Given exercise: Gather up the lines that contain "with".

──────────

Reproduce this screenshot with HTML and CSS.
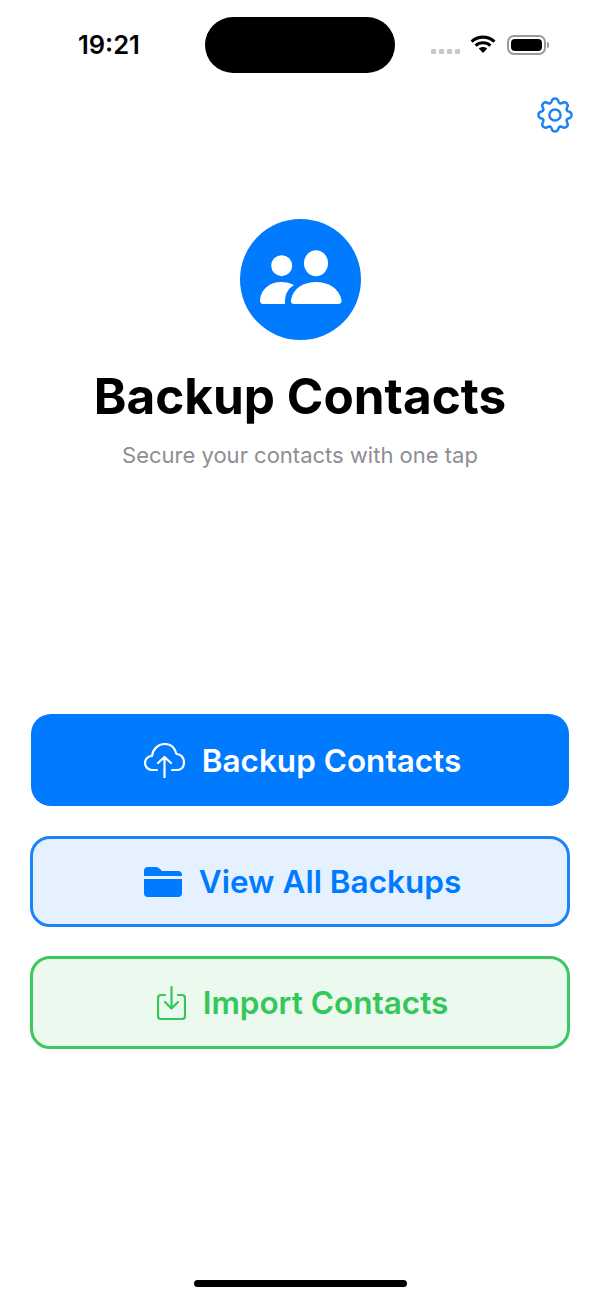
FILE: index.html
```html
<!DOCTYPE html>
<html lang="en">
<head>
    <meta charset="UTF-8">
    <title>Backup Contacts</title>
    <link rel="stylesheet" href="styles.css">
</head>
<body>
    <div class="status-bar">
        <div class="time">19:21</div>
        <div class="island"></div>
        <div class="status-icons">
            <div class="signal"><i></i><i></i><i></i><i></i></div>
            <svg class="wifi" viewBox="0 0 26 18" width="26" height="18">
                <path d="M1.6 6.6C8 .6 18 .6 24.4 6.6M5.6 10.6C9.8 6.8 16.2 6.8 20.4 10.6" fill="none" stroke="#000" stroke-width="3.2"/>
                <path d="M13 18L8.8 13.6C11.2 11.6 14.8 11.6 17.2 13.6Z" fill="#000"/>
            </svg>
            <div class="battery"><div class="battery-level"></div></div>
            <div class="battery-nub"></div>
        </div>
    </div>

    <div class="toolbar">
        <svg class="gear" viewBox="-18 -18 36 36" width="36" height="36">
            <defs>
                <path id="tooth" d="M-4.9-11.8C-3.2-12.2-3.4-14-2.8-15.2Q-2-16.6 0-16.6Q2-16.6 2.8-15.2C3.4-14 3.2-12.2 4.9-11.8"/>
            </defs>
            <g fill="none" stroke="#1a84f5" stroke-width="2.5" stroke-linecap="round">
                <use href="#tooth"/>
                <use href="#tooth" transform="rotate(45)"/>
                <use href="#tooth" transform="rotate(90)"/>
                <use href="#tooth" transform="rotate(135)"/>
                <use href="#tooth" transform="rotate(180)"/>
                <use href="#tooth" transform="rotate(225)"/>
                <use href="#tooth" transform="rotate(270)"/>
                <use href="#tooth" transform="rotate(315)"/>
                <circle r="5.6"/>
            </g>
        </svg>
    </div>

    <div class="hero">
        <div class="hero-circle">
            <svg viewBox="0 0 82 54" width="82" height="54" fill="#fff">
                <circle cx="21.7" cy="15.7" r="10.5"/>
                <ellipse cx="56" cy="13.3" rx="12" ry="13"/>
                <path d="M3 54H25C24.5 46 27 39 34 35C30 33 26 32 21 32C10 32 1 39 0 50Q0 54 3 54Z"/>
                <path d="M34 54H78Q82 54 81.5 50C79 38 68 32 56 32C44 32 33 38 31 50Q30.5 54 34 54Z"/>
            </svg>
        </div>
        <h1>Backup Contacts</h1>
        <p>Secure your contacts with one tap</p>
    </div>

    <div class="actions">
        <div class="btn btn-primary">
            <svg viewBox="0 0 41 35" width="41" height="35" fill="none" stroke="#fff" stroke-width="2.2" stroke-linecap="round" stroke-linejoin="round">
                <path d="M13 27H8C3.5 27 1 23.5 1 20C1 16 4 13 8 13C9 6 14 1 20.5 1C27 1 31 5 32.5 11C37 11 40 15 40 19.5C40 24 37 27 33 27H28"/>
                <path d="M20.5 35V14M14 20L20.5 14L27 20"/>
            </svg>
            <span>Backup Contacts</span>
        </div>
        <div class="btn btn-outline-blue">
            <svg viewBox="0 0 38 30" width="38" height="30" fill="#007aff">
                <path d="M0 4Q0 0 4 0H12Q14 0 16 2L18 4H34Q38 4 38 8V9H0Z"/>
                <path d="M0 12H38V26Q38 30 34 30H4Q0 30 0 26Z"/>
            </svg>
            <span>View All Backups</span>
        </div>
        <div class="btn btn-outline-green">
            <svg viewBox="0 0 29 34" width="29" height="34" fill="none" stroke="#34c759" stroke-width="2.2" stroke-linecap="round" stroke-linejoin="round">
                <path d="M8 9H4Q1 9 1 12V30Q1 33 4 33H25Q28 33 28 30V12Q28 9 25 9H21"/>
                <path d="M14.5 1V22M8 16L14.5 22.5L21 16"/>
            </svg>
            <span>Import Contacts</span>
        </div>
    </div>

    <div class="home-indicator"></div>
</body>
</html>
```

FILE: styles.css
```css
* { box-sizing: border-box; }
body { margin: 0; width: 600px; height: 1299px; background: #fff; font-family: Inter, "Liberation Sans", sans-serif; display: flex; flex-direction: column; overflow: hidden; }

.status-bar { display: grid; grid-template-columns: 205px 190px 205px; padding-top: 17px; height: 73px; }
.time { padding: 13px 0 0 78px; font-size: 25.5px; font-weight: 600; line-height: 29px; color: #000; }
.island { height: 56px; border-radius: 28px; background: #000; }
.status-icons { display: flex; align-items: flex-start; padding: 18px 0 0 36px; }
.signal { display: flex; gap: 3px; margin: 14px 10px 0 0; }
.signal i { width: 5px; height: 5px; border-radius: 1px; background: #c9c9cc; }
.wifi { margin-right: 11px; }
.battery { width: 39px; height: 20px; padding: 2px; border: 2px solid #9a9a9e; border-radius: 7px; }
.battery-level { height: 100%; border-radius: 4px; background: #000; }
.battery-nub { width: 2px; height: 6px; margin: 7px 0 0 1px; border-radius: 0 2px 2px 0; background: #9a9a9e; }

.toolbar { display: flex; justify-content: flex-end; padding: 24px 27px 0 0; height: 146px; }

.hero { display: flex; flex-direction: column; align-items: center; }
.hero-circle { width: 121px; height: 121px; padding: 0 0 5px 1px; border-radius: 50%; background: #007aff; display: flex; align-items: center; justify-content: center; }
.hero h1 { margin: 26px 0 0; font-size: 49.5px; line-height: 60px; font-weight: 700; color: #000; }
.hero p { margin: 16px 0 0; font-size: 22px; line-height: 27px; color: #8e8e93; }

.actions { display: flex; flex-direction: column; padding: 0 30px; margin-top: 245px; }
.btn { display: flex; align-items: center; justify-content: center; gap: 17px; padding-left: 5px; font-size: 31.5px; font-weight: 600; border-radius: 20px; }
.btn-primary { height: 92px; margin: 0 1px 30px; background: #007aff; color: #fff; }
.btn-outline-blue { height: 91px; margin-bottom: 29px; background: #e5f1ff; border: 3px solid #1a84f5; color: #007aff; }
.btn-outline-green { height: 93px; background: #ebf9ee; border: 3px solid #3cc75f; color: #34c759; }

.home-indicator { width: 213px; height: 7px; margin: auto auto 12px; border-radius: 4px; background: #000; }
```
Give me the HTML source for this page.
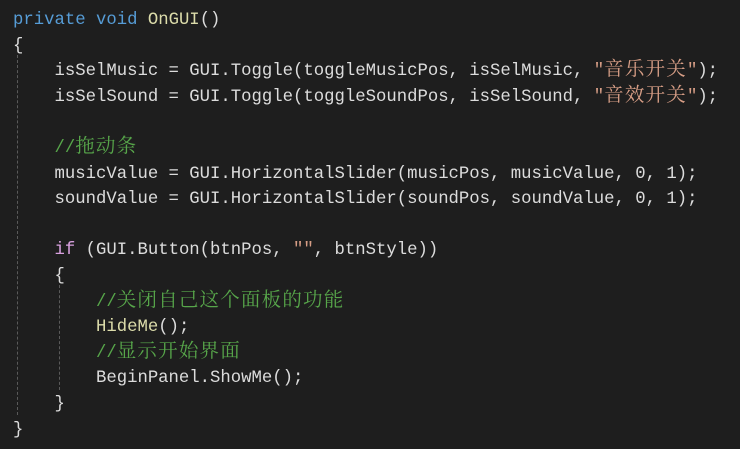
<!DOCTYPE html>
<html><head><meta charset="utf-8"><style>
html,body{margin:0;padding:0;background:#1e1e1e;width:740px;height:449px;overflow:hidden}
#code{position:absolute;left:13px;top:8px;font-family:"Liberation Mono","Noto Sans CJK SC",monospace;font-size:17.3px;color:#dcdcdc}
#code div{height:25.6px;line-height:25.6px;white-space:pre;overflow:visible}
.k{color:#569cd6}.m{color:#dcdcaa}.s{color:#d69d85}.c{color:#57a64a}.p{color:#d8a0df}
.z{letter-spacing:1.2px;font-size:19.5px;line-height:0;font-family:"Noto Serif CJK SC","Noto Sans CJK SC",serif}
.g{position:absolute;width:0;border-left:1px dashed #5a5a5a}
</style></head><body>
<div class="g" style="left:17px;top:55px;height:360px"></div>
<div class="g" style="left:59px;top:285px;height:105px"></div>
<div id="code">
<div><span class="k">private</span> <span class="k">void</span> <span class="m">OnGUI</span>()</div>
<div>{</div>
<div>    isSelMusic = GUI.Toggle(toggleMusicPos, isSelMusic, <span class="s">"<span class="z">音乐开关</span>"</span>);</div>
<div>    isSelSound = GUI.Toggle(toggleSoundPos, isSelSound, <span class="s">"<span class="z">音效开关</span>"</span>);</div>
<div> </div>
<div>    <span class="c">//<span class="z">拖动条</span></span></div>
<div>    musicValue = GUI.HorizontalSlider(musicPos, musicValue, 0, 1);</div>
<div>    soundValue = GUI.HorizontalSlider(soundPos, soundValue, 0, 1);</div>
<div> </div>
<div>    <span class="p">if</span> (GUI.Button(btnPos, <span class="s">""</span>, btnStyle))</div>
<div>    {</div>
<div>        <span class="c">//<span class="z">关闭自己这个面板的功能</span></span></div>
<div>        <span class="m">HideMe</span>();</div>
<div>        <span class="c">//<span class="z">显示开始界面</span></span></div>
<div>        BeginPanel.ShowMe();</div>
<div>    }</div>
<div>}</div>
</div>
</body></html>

──────────

Task response:
Reproduce this screenshot with HTML and CSS.
        <p>Secure your contacts with one tap</p>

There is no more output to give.